----- RECORDED DATA -----

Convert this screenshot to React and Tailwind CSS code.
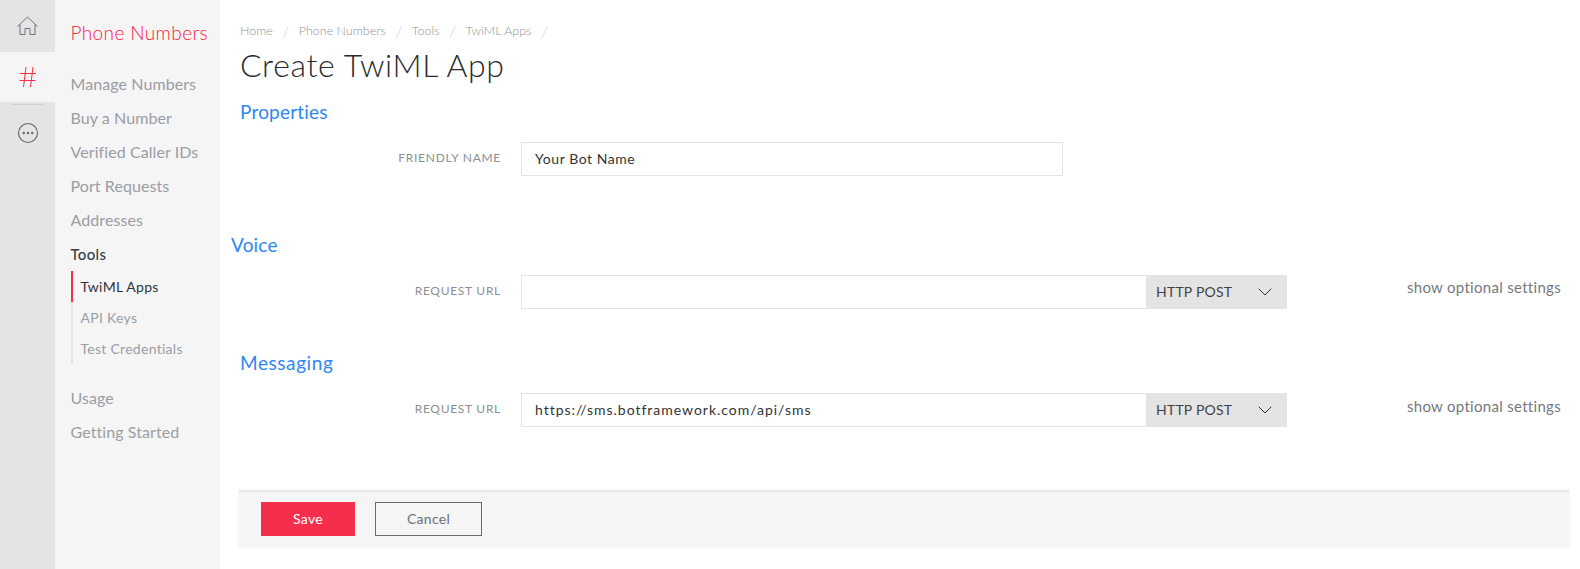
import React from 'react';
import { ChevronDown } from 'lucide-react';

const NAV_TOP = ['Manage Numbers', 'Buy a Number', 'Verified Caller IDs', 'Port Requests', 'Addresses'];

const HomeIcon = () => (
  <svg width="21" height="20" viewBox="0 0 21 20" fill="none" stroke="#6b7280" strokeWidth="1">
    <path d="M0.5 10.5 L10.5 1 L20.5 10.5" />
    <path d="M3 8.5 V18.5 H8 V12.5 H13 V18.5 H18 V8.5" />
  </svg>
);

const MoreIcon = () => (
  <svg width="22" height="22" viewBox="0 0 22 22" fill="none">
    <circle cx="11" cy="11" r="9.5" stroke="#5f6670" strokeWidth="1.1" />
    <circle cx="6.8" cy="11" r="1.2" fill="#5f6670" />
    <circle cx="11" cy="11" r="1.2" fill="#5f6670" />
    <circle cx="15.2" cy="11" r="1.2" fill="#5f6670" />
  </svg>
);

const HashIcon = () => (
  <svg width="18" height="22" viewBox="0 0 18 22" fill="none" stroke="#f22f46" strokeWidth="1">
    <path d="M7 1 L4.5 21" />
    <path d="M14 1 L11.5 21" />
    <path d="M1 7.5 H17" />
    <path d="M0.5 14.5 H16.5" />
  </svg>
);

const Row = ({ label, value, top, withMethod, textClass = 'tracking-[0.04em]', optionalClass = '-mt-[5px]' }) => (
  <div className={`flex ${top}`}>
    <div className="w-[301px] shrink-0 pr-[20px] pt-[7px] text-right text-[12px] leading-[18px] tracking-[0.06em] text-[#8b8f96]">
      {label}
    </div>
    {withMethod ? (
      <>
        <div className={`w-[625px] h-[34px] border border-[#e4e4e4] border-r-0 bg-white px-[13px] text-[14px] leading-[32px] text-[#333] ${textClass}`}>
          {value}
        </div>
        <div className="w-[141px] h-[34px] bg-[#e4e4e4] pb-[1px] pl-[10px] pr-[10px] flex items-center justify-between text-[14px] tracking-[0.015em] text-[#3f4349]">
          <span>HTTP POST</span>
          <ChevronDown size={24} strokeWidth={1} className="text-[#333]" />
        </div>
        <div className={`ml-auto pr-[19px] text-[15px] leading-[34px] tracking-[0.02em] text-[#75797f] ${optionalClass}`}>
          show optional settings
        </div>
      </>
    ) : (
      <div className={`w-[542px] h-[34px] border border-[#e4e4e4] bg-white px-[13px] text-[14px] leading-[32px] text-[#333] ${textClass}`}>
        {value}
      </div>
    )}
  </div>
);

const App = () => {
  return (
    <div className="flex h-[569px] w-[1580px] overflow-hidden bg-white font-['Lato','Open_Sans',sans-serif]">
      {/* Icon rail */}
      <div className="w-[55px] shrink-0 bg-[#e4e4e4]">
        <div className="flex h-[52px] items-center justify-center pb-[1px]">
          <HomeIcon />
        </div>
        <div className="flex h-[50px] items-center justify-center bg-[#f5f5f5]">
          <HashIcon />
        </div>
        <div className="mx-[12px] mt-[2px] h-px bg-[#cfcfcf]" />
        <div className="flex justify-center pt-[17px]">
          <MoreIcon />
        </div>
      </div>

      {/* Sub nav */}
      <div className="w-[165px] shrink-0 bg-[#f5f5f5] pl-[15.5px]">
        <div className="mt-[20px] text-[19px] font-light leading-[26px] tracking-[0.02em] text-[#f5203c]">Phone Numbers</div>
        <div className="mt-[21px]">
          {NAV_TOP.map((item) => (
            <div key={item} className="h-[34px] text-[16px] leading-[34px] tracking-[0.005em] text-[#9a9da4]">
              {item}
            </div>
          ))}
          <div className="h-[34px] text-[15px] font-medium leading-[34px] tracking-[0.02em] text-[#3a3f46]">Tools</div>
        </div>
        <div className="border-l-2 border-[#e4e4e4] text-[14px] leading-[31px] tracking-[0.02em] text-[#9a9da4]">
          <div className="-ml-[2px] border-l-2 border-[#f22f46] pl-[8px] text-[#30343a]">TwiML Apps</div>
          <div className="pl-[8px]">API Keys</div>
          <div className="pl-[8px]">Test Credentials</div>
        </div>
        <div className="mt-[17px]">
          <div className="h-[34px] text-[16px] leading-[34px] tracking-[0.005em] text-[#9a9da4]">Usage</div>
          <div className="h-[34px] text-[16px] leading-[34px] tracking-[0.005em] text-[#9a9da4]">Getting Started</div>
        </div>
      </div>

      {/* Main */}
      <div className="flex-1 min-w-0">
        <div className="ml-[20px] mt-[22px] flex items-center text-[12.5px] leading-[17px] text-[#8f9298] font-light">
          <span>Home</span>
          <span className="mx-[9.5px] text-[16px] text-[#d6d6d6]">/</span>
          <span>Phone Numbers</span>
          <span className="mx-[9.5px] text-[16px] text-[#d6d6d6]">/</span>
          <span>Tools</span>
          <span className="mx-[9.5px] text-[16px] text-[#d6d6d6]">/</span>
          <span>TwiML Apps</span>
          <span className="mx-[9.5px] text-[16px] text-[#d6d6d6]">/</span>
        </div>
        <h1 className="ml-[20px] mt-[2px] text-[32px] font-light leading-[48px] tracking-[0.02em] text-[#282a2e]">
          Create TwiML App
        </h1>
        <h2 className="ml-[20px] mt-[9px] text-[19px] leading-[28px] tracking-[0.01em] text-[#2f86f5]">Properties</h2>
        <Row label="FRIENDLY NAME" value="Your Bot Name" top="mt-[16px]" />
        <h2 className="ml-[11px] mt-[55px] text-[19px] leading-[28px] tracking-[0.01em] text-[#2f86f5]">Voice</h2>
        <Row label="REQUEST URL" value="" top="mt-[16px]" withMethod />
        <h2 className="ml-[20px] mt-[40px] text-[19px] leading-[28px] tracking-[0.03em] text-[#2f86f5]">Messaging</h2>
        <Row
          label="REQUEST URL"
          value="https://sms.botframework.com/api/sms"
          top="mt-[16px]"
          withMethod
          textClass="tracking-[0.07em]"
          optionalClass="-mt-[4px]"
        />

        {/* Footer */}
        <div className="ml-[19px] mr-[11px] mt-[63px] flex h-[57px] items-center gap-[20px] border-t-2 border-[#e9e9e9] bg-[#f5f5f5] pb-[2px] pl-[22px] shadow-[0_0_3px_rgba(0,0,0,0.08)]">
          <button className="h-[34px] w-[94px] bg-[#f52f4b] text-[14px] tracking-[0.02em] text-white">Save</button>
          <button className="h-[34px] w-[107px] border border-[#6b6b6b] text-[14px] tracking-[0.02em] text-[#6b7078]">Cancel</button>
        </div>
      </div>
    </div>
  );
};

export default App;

-----

■ WHAT IS NEEDED: All of the lines above should be printed exactly, minus the pictures.

■ EXERCISE SOLUTION:
Convert this screenshot to React and Tailwind CSS code.
import React from 'react';
import { ChevronDown } from 'lucide-react';

const NAV_TOP = ['Manage Numbers', 'Buy a Number', 'Verified Caller IDs', 'Port Requests', 'Addresses'];

const HomeIcon = () => (
  <svg width="21" height="20" viewBox="0 0 21 20" fill="none" stroke="#6b7280" strokeWidth="1">
    <path d="M0.5 10.5 L10.5 1 L20.5 10.5" />
    <path d="M3 8.5 V18.5 H8 V12.5 H13 V18.5 H18 V8.5" />
  </svg>
);

const MoreIcon = () => (
  <svg width="22" height="22" viewBox="0 0 22 22" fill="none">
    <circle cx="11" cy="11" r="9.5" stroke="#5f6670" strokeWidth="1.1" />
    <circle cx="6.8" cy="11" r="1.2" fill="#5f6670" />
    <circle cx="11" cy="11" r="1.2" fill="#5f6670" />
    <circle cx="15.2" cy="11" r="1.2" fill="#5f6670" />
  </svg>
);

const HashIcon = () => (
  <svg width="18" height="22" viewBox="0 0 18 22" fill="none" stroke="#f22f46" strokeWidth="1">
    <path d="M7 1 L4.5 21" />
    <path d="M14 1 L11.5 21" />
    <path d="M1 7.5 H17" />
    <path d="M0.5 14.5 H16.5" />
  </svg>
);

const Row = ({ label, value, top, withMethod, textClass = 'tracking-[0.04em]', optionalClass = '-mt-[5px]' }) => (
  <div className={`flex ${top}`}>
    <div className="w-[301px] shrink-0 pr-[20px] pt-[7px] text-right text-[12px] leading-[18px] tracking-[0.06em] text-[#8b8f96]">
      {label}
    </div>
    {withMethod ? (
      <>
        <div className={`w-[625px] h-[34px] border border-[#e4e4e4] border-r-0 bg-white px-[13px] text-[14px] leading-[32px] text-[#333] ${textClass}`}>
          {value}
        </div>
        <div className="w-[141px] h-[34px] bg-[#e4e4e4] pb-[1px] pl-[10px] pr-[10px] flex items-center justify-between text-[14px] tracking-[0.015em] text-[#3f4349]">
          <span>HTTP POST</span>
          <ChevronDown size={24} strokeWidth={1} className="text-[#333]" />
        </div>
        <div className={`ml-auto pr-[19px] text-[15px] leading-[34px] tracking-[0.02em] text-[#75797f] ${optionalClass}`}>
          show optional settings
        </div>
      </>
    ) : (
      <div className={`w-[542px] h-[34px] border border-[#e4e4e4] bg-white px-[13px] text-[14px] leading-[32px] text-[#333] ${textClass}`}>
        {value}
      </div>
    )}
  </div>
);

const App = () => {
  return (
    <div className="flex h-[569px] w-[1580px] overflow-hidden bg-white font-['Lato','Open_Sans',sans-serif]">
      {/* Icon rail */}
      <div className="w-[55px] shrink-0 bg-[#e4e4e4]">
        <div className="flex h-[52px] items-center justify-center pb-[1px]">
          <HomeIcon />
        </div>
        <div className="flex h-[50px] items-center justify-center bg-[#f5f5f5]">
          <HashIcon />
        </div>
        <div className="mx-[12px] mt-[2px] h-px bg-[#cfcfcf]" />
        <div className="flex justify-center pt-[17px]">
          <MoreIcon />
        </div>
      </div>

      {/* Sub nav */}
      <div className="w-[165px] shrink-0 bg-[#f5f5f5] pl-[15.5px]">
        <div className="mt-[20px] text-[19px] font-light leading-[26px] tracking-[0.02em] text-[#f5203c]">Phone Numbers</div>
        <div className="mt-[21px]">
          {NAV_TOP.map((item) => (
            <div key={item} className="h-[34px] text-[16px] leading-[34px] tracking-[0.005em] text-[#9a9da4]">
              {item}
            </div>
          ))}
          <div className="h-[34px] text-[15px] font-medium leading-[34px] tracking-[0.02em] text-[#3a3f46]">Tools</div>
        </div>
        <div className="border-l-2 border-[#e4e4e4] text-[14px] leading-[31px] tracking-[0.02em] text-[#9a9da4]">
          <div className="-ml-[2px] border-l-2 border-[#f22f46] pl-[8px] text-[#30343a]">TwiML Apps</div>
          <div className="pl-[8px]">API Keys</div>
          <div className="pl-[8px]">Test Credentials</div>
        </div>
        <div className="mt-[17px]">
          <div className="h-[34px] text-[16px] leading-[34px] tracking-[0.005em] text-[#9a9da4]">Usage</div>
          <div className="h-[34px] text-[16px] leading-[34px] tracking-[0.005em] text-[#9a9da4]">Getting Started</div>
        </div>
      </div>

      {/* Main */}
      <div className="flex-1 min-w-0">
        <div className="ml-[20px] mt-[22px] flex items-center text-[12.5px] leading-[17px] text-[#8f9298] font-light">
          <span>Home</span>
          <span className="mx-[9.5px] text-[16px] text-[#d6d6d6]">/</span>
          <span>Phone Numbers</span>
          <span className="mx-[9.5px] text-[16px] text-[#d6d6d6]">/</span>
          <span>Tools</span>
          <span className="mx-[9.5px] text-[16px] text-[#d6d6d6]">/</span>
          <span>TwiML Apps</span>
          <span className="mx-[9.5px] text-[16px] text-[#d6d6d6]">/</span>
        </div>
        <h1 className="ml-[20px] mt-[2px] text-[32px] font-light leading-[48px] tracking-[0.02em] text-[#282a2e]">
          Create TwiML App
        </h1>
        <h2 className="ml-[20px] mt-[9px] text-[19px] leading-[28px] tracking-[0.01em] text-[#2f86f5]">Properties</h2>
        <Row label="FRIENDLY NAME" value="Your Bot Name" top="mt-[16px]" />
        <h2 className="ml-[11px] mt-[55px] text-[19px] leading-[28px] tracking-[0.01em] text-[#2f86f5]">Voice</h2>
        <Row label="REQUEST URL" value="" top="mt-[16px]" withMethod />
        <h2 className="ml-[20px] mt-[40px] text-[19px] leading-[28px] tracking-[0.03em] text-[#2f86f5]">Messaging</h2>
        <Row
          label="REQUEST URL"
          value="https://sms.botframework.com/api/sms"
          top="mt-[16px]"
          withMethod
          textClass="tracking-[0.07em]"
          optionalClass="-mt-[4px]"
        />

        {/* Footer */}
        <div className="ml-[19px] mr-[11px] mt-[63px] flex h-[57px] items-center gap-[20px] border-t-2 border-[#e9e9e9] bg-[#f5f5f5] pb-[2px] pl-[22px] shadow-[0_0_3px_rgba(0,0,0,0.08)]">
          <button className="h-[34px] w-[94px] bg-[#f52f4b] text-[14px] tracking-[0.02em] text-white">Save</button>
          <button className="h-[34px] w-[107px] border border-[#6b6b6b] text-[14px] tracking-[0.02em] text-[#6b7078]">Cancel</button>
        </div>
      </div>
    </div>
  );
};

export default App;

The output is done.